Academia.eduAcademia.edu

Outline

Syllabus-Environmental Ethics

Abstract

Environmental studies represents a growing and diverse field of research and reflection, an area as enriched by ideas from scientists and professional conservationists as it is from writers, gardeners, bloggers, and urban farmers-today's incarnations of the naturalists of yesteryear. As in the case with bioethics, an environmental ethics aims to apply the particular insights and acumen of a philosophical perspective to a broader field by contributing its own kinds of questions to the discussion, questions that can be abstract-'what makes something an object of moral consideration'-or concrete-'how do your food choices implicate you as a moral being?' In the latter case, it is an obvious but easily overlooked fact that the food you put into your mouth begins with the soil and ends up as either a plant or an animal. In this sense, the food you choose to eat is your most constant ethical contact with the environment.

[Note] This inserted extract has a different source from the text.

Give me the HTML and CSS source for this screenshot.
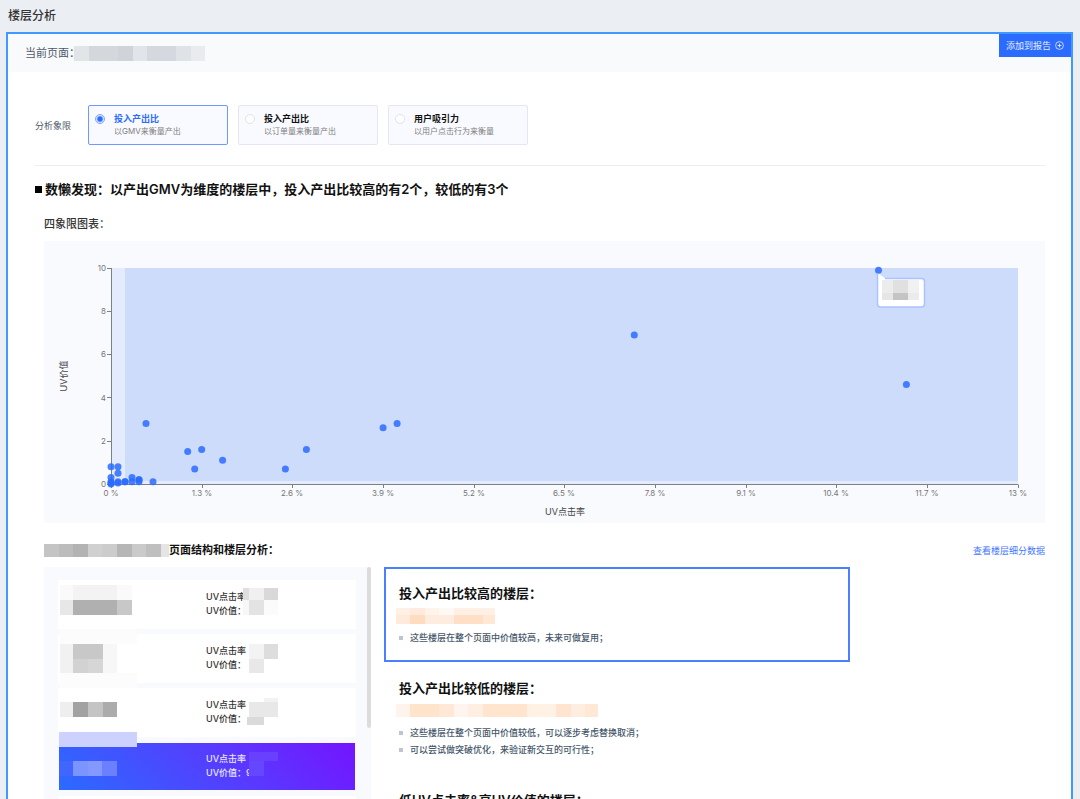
FILE: index.html
```
<!DOCTYPE html>
<html lang="zh-CN">
<head>
<meta charset="utf-8">
<title>楼层分析</title>
<link rel="stylesheet" href="styles.css">
</head>
<body>
<div class="page">
  <h1 class="page-title">楼层分析</h1>
  <main class="panel">
    <header class="panel-head">
      <div class="current">
        <span>当前页面：</span>
        <svg class="mask" width="131" height="15" shape-rendering="crispEdges" aria-hidden="true">
          <path fill="#e2e5e8" d="M0 0h15v15H0z"/><path fill="#d4d8dd" d="M15 0h29v15H15z"/><path fill="#d0d4da" d="M44 0h15v15H44z"/><path fill="#e1e4e8" d="M59 0h14v15H59z"/><path fill="#d5d9df" d="M73 0h29v15H73z"/><path fill="#dfe2e7" d="M102 0h15v15H102z"/><path fill="#e9ebee" d="M117 0h14v15H117z"/>
        </svg>
      </div>
      <button class="add" type="button">添加到报告
        <svg width="9" height="9" viewBox="0 0 9 9" fill="none" stroke="currentColor" aria-hidden="true"><circle cx="4.500" cy="4.500" r="3.900" stroke-width=".8"/><path d="M4.500 2.600v3.800M2.600 4.500h3.800" stroke-width=".9"/></svg>
      </button>
    </header>

    <div class="content">
      <div class="filters" role="radiogroup" aria-labelledby="quad">
        <span class="filters-label" id="quad">分析象限</span>
        <label class="option"><input type="radio" name="quadrant" checked><span class="option-text"><b>投入产出比</b><small>以GMV来衡量产出</small></span></label>
        <label class="option"><input type="radio" name="quadrant"><span class="option-text"><b>投入产出比</b><small>以订单量来衡量产出</small></span></label>
        <label class="option"><input type="radio" name="quadrant"><span class="option-text"><b>用户吸引力</b><small>以用户点击行为来衡量</small></span></label>
      </div>

      <h2 class="finding">数懒发现：以产出GMV为维度的楼层中，投入产出比较高的有2个，较低的有3个</h2>

      <section class="inner">
        <h3 class="sub">四象限图表：</h3>
        <svg class="chart" viewBox="0 0 1001 282" role="img" aria-label="UV点击率与UV价值四象限图">
          <rect x="67" y="27" width="907" height="216" fill="#e3ebfd"/>
          <rect x="81" y="27" width="893" height="213" fill="#cedcfc"/>
          <path class="axis" d="M67.500 27V243.500H974.500M63 27.500h4M63 70.500h4M63 113.500h4M63 156.500h4M63 200.500h4M63 243.500h4M67.500 244v3M158.500 244v3M248.500 244v3M339.500 244v3M430.500 244v3M520.500 244v3M611.500 244v3M702.500 244v3M792.500 244v3M883.500 244v3M974.500 244v3"/>
          <g class="tick end">
            <text x="62" y="30">10</text><text x="62" y="73">8</text><text x="62" y="116">6</text><text x="62" y="160">4</text><text x="62" y="203">2</text><text x="62" y="246">0</text>
          </g>
          <g class="tick mid">
            <text x="67" y="255">0 %</text><text x="158" y="255">1.3 %</text><text x="248" y="255">2.6 %</text><text x="339" y="255">3.9 %</text><text x="430" y="255">5.2 %</text><text x="520" y="255">6.5 %</text><text x="611" y="255">7.8 %</text><text x="702" y="255">9.1 %</text><text x="792" y="255">10.4 %</text><text x="883" y="255">11.7 %</text><text x="974" y="255">13 %</text>
          </g>
          <text class="axis-name" x="521" y="274">UV点击率</text>
          <text class="axis-name" transform="translate(23 135) rotate(-90)">UV价值</text>
          <g class="points">
            <circle cx="102" cy="182.500" r="3.500"/><circle cx="143.700" cy="210.600" r="3.500"/><circle cx="150.700" cy="227.900" r="3.500"/><circle cx="157.700" cy="208.400" r="3.500"/><circle cx="178.600" cy="219.200" r="3.500"/><circle cx="241.400" cy="227.900" r="3.500"/><circle cx="262.400" cy="208.400" r="3.500"/><circle cx="339.100" cy="186.800" r="3.500"/><circle cx="353.100" cy="182.500" r="3.500"/><circle cx="590.300" cy="94" r="3.500"/><circle cx="862.400" cy="143.600" r="3.500"/>
            <circle cx="67" cy="225.700" r="3.500"/><circle cx="74" cy="225.700" r="3.500"/><circle cx="74" cy="232.200" r="3.500"/><circle cx="67" cy="236.500" r="3.500"/><circle cx="67" cy="240.800" r="3.500"/><circle cx="67" cy="242" r="3.500"/><circle cx="67" cy="243" r="3.500"/><circle cx="74" cy="240.800" r="3.500"/><circle cx="74" cy="242" r="3.500"/><circle cx="81" cy="240.800" r="3.500"/><circle cx="81" cy="240.800" r="3.500"/><circle cx="88" cy="236.500" r="3.500"/><circle cx="88" cy="240.800" r="3.500"/><circle cx="95" cy="238.700" r="3.500"/><circle cx="95" cy="238.700" r="3.500"/><circle cx="95" cy="240.800" r="3.500"/><circle cx="109" cy="240.800" r="3.500"/>
          </g>
          <path d="M834 32L841 37.500H877.500a3 3 0 0 1 3 3V63a3 3 0 0 1-3 3H836.500a3 3 0 0 1-3-3V32z" fill="#fff"/>
          <path d="M841 37.500H877.500a3 3 0 0 1 3 3V63a3 3 0 0 1-3 3H836.500a3 3 0 0 1-3-3V33" fill="none" stroke="#a9c3fe" stroke-width="1.500"/>
          <g class="points"><circle cx="834.500" cy="29.200" r="3.500"/></g>
          <g shape-rendering="crispEdges">
            <path fill="#ececec" d="M838 39h11v13h-11z"/><path fill="#e0e0e0" d="M849 39h15v13h-15z"/><path fill="#f1f1f1" d="M864 39h11v13h-11z"/><path fill="#e6e6e6" d="M838 52h11v7h-11z"/><path fill="#c4c4c4" d="M849 52h15v7h-15z"/><path fill="#ebebeb" d="M864 52h11v7h-11z"/>
          </g>
        </svg>

        <div class="section-head">
          <h3 class="sub strong">
            <svg class="mask" width="125" height="13" shape-rendering="crispEdges" aria-hidden="true">
              <path fill="#c4c4c4" d="M0 0h15v13H0z"/><path fill="#bcbcbc" d="M15 0h14v13H15z"/><path fill="#b3b3b3" d="M29 0h15v13H29z"/><path fill="#d0d0d0" d="M44 0h14v13H44z"/><path fill="#ccc" d="M58 0h15v13H58z"/><path fill="#b6b6b6" d="M73 0h15v13H73z"/><path fill="#cacaca" d="M88 0h14v13H88z"/><path fill="#bfbfbf" d="M102 0h15v13H102z"/><path fill="#e5e5e5" d="M117 0h8v13h-8z"/>
            </svg>页面结构和楼层分析：</h3>
          <a class="link" href="#detail">查看楼层细分数据</a>
        </div>

        <div class="columns">
          <div class="floors">
            <ul class="floor-list">
              <li class="floor">
                <p>UV点击率<br>UV价值：</p>
                <svg class="cover" shape-rendering="crispEdges" aria-hidden="true">
                  <path fill="#fafafa" d="M2 5h13v15H2zM59 5h15v15H59z"/><path fill="#f3f3f3" d="M15 5h44v15H15z"/><path fill="#e7e7e7" d="M2 20h13v15H2z"/><path fill="#b0b0b0" d="M15 20h44v15H15z"/><path fill="#c8c8c8" d="M59 20h15v15H59z"/>
                  <path fill="#dedede" d="M185 8h6v12h-6z"/><path fill="#f0f0f0" d="M191 8h15v12h-15z"/><path fill="#d9d9d9" d="M206 8h14v12h-14z"/><path fill="#f7f7f7" d="M185 20h6v15h-6z"/><path fill="#e3e3e3" d="M191 20h15v15h-15z"/><path fill="#fbfbfb" d="M206 20h14v15h-14z"/>
                </svg>
              </li>
              <li class="floor">
                <p>UV点击率<br>UV价值：</p>
                <svg class="cover" shape-rendering="crispEdges" aria-hidden="true">
                  <path fill="#fcfcfd" d="M2-5h77v15H2zM2 39h77v15H2z"/><path fill="#f1f1f1" d="M2 10h13v29H2z"/><path fill="#c8c8c8" d="M15 10h30v15H15z"/><path fill="#f7f7f7" d="M45 10h14v29H45z"/><path fill="#d2d2d2" d="M15 25h15v14H15z"/><path fill="#d6d6d6" d="M30 25h15v14H30z"/>
                  <path fill="#f3f3f3" d="M191 10h15v15h-15z"/><path fill="#ddd" d="M206 10h14v15h-14z"/><path fill="#e8e8e8" d="M191 25h15v14h-15z"/>
                </svg>
              </li>
              <li class="floor">
                <p>UV点击率<br>UV价值：</p>
                <svg class="cover" shape-rendering="crispEdges" aria-hidden="true">
                  <path fill="#eee" d="M2 14h13v15H2z"/><path fill="#a2a2a2" d="M15 14h15v15H15z"/><path fill="#c4c4c4" d="M30 14h15v15H30z"/><path fill="#acacac" d="M45 14h14v15H45z"/>
                  <path fill="#f2f2f2" d="M206 10h14v4h-14z"/><path fill="#e8e8e8" d="M191 14h29v15h-29z"/><path fill="#dadada" d="M189 29h17v8h-17z"/>
                </svg>
              </li>
              <li class="floor active">
                <p>UV点击率<br>UV价值：9</p>
                <svg class="cover" shape-rendering="crispEdges" aria-hidden="true">
                  <path fill="#cdd1fd" d="M0-11h78v15H0z"/><path fill="#4066ff" d="M0 18h14v15H0z"/><path fill="#7b94ff" d="M14 18h15v15H14z"/><path fill="#8498ff" d="M29 18h14v15H29z"/><path fill="#6a80ff" d="M43 18h15v15H43z"/>
                  <path fill="#6a40ff" d="M190 9h29v9h-29z"/><path fill="#6447ff" d="M190 18h15v15h-15z"/>
                </svg>
              </li>
              <li class="floor"></li>
            </ul>
            <span class="thumb"></span>
          </div>

          <div class="insights">
            <section class="insight selected">
              <h4>投入产出比较高的楼层：</h4>
              <svg class="tags" height="26" shape-rendering="crispEdges" aria-hidden="true">
                <path fill="#fff0e6" d="M-3 5h14v7H-3zM55 5h41v7H55z"/><path fill="#ffeadd" d="M11 5h15v7H11z"/><path fill="#fff3ea" d="M26 5h14v7H26z"/><path fill="#fff9f4" d="M40 5h15v7H40z"/><path fill="#ffeadb" d="M-3 12h14v9H-3z"/><path fill="#ffdcc0" d="M11 12h15v9H11z"/><path fill="#ffece0" d="M26 12h29v9H26z"/><path fill="#ffe0c6" d="M55 12h29v9H55z"/><path fill="#ffe8d6" d="M84 12h12v9H84z"/>
              </svg>
              <ul><li>这些楼层在整个页面中价值较高，未来可做复用；</li></ul>
            </section>
            <section class="insight">
              <h4>投入产出比较低的楼层：</h4>
              <svg class="tags" height="26" shape-rendering="crispEdges" aria-hidden="true">
                <path fill="#fff4ec" d="M-3 6h14v13H-3z"/><path fill="#ffe4cc" d="M11 6h29v13H11z"/><path fill="#ffe8d6" d="M40 6h15v13H40z"/><path fill="#fff5ee" d="M55 6h14v13H55z"/><path fill="#ffeee2" d="M69 6h15v13H69z"/><path fill="#ffe4ce" d="M84 6h44v13H84z"/><path fill="#fff1e3" d="M128 6h29v13h-29z"/><path fill="#ffe5d0" d="M157 6h15v13h-15z"/><path fill="#ffeedf" d="M172 6h14v13h-14z"/><path fill="#ffe8d6" d="M186 6h13v13h-13z"/>
              </svg>
              <ul><li>这些楼层在整个页面中价值较低，可以逐步考虑替换取消；</li><li>可以尝试做突破优化，来验证新交互的可行性；</li></ul>
            </section>
            <section class="insight">
              <h4>低UV点击率&amp;高UV价值的楼层：</h4>
            </section>
          </div>
        </div>
      </section>
    </div>
  </main>
</div>
</body>
</html>
```
FILE: styles.css
```
* { box-sizing: border-box; }

body {
  margin: 0;
  background: #ebeff3;
  color: #111;
  font: 9px/13px Inter, "Noto Sans CJK SC", sans-serif;
}

h1, h2, h3, h4, p, ul { margin: 0; padding: 0; font-weight: 500; }
ul { list-style: none; }
svg { display: block; flex: none; }

.page {
  display: flex;
  flex-direction: column;
  height: 100vh;
  padding: 0 7px 0 6px;
  overflow: hidden;
}

.page-title {
  flex: none;
  padding: 6px 2px;
  color: #333;
  font-size: 12px;
  line-height: 20px;
}

.panel {
  flex: 1 0 auto;
  background: #fff;
  border: 2px solid #3f99ff;
}

.panel-head {
  display: flex;
  justify-content: space-between;
  align-items: flex-start;
  background: #f9fafc;
}

.current {
  display: flex;
  align-items: center;
  height: 38px;
  padding-left: 17px;
  color: #4e5969;
  font-size: 11px;
}
.current span { width: 49px; white-space: nowrap; }

.add {
  display: flex;
  align-items: center;
  gap: 4px;
  height: 23px;
  padding: 0 7px;
  border: 0;
  background: #2b6bff;
  color: #e6eeff;
  font: inherit;
}

.content { padding: 33px 26px 20px 27px; }

.filters {
  display: flex;
  align-items: center;
  gap: 10px;
  padding-bottom: 20px;
  border-bottom: 1px solid #eceef1;
}
.filters-label { width: 43px; color: #4e5969; }

.option {
  display: flex;
  align-items: flex-start;
  gap: 9px;
  width: 140px;
  padding: 6px;
  border: 1px solid #e3e7f2;
  border-radius: 2px;
  background: #f9faff;
}
.option input {
  appearance: none;
  flex: none;
  width: 10px;
  height: 10px;
  margin: 2px 0 0;
  border: 1px solid #dfe2ea;
  border-radius: 50%;
  background: #fff;
}
.option input:checked {
  border-color: #7fa5ff;
  background: radial-gradient(circle, #2b6bff 0 2px, #fff 4px);
}
.option-text { display: grid; }
.option b { font-weight: 700; }
.option small { color: #808080; font-size: 8px; }
.option:has(input:checked) { border-color: #6f99ff; }
.option:has(input:checked) b { color: #2b6bff; }

.finding {
  display: flex;
  align-items: center;
  gap: 3px;
  margin-top: 13px;
  font-size: 13px;
  font-weight: 600;
  line-height: 20px;
}
.finding::before { content: ""; width: 7px; height: 7px; background: #000; }

.inner { padding: 17px 0 0 9px; }

.sub {
  color: #333;
  font-size: 11px;
  line-height: 16px;
}
.sub.strong { display: flex; align-items: center; color: #111; font-weight: 700; }

.chart {
  width: 100%;
  margin-top: 9px;
  background: #f9fafe;
}
.axis { fill: none; stroke: #7c808a; }
.tick { fill: #777; font-size: 8px; }
.end { text-anchor: end; }
.mid { text-anchor: middle; }
.axis-name { fill: #444; font-size: 9px; text-anchor: middle; }
.points { fill: #2b6bff; fill-opacity: .85; }

.section-head {
  display: flex;
  justify-content: space-between;
  align-items: center;
  margin: 19px 0 9px;
}
.link { color: #3f76ff; text-decoration: none; }

.columns {
  display: grid;
  grid-template-columns: 327fr 466fr 182fr;
  gap: 13px;
}

.floors {
  position: relative;
  padding: 13px 15px 13px 14px;
  background: #f9fafe;
}
.floor-list { display: grid; gap: 5px; }
.floor {
  position: relative;
  height: 49px;
  padding: 10px 0 0 148px;
  background: #fff;
  color: #333;
  line-height: 14px;
}
.floor.active {
  height: 47px;
  margin: 1px;
  padding: 9px 0 0 147px;
  background: linear-gradient(45deg, #2b6bff, #5a38ff 60%, #7414ff);
  color: #e9e6ff;
}
.cover {
  position: absolute;
  top: 0;
  left: 0;
  width: 100%;
  height: 100%;
  overflow: visible;
}
.thumb {
  position: absolute;
  top: 0;
  right: 0;
  width: 4px;
  height: 161px;
  border-radius: 2px;
  background: #dcdcdc;
}

.insight {
  padding: 14px 13px;
  border: 2px solid transparent;
}
.insight.selected { border-color: #4a80ff; }
.insight h4 { font-size: 13px; font-weight: 600; line-height: 20px; }
.tags { width: 100%; overflow: visible; }
.insight li {
  display: flex;
  align-items: center;
  gap: 7px;
  color: #45566a;
  line-height: 17px;
}
.insight li::before { content: ""; width: 4px; height: 4px; background: #c0c4d0; }
```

The first part of the course will focus on the concrete environmental impact of food production in terms of sustainability, worker safety, animal welfare, and corporate responsibility. The second half of the semester will move to a larger theoretical framework and consider the position advanced by ecological ethics and its call for a new ethical paradigm, one responsive to ecocriticism's concerns with both the biocentrism of the animal welfare movement and the managerialist anthropocentrism of the mainstream response to the current Eco crisis facing the earth. Throughout the semester we will use environmental racism-the way environmental harms are disproportionately borne by politically disenfranchised communities of colour-as an important lens for us when focusing on the ethics of corporate regulation, worker safety, chemical disposal, and affordable food and housing.